Don't let data drift silently kill your model's performance.
etsi-watchdog is a modular, production-grade library designed to detect data drift in machine learning pipelines. Whether you need static report generation, real-time rolling window monitoring, or custom drift algorithms, Watchdog fits seamlessly into your stack.
Features • Installation • Architecture • Quickstart • Integrations
Most drift detection tools are either too heavy or too rigid. Watchdog v3.0.0 changes that.
- Plug-in Architecture: Don't like our defaults?

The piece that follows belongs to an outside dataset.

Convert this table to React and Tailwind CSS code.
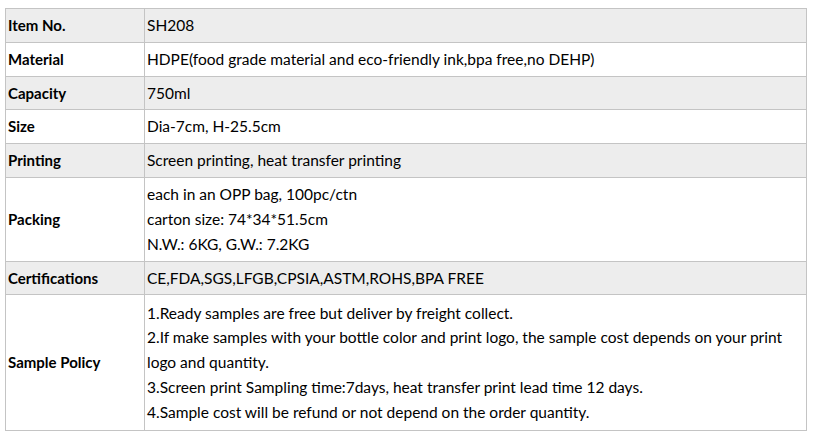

Register your own drift algorithms dynamically at runtime.
- Production First: Built-in Slack integration for real-time alerting when data deviates.
- Versatile Monitoring: Supports both Static (train vs. inference) and Rolling (time-series) monitoring.
- Lightweight Core: Built on top of the PyData stack (Pandas, NumPy, Scikit-learn) with minimal overhead.
- Multi-Method Detection: Out-of-the-box support for PSI (Population Stability Index), KS-Test, and Wasserstein Distance.
- Rolling Windows: Monitor data streams over time with configurable time-frequency windows (e.g., "check every 24 hours").
- Model-Based Drift: Integrated Isolation Forest support for detecting anomalies in high-dimensional data.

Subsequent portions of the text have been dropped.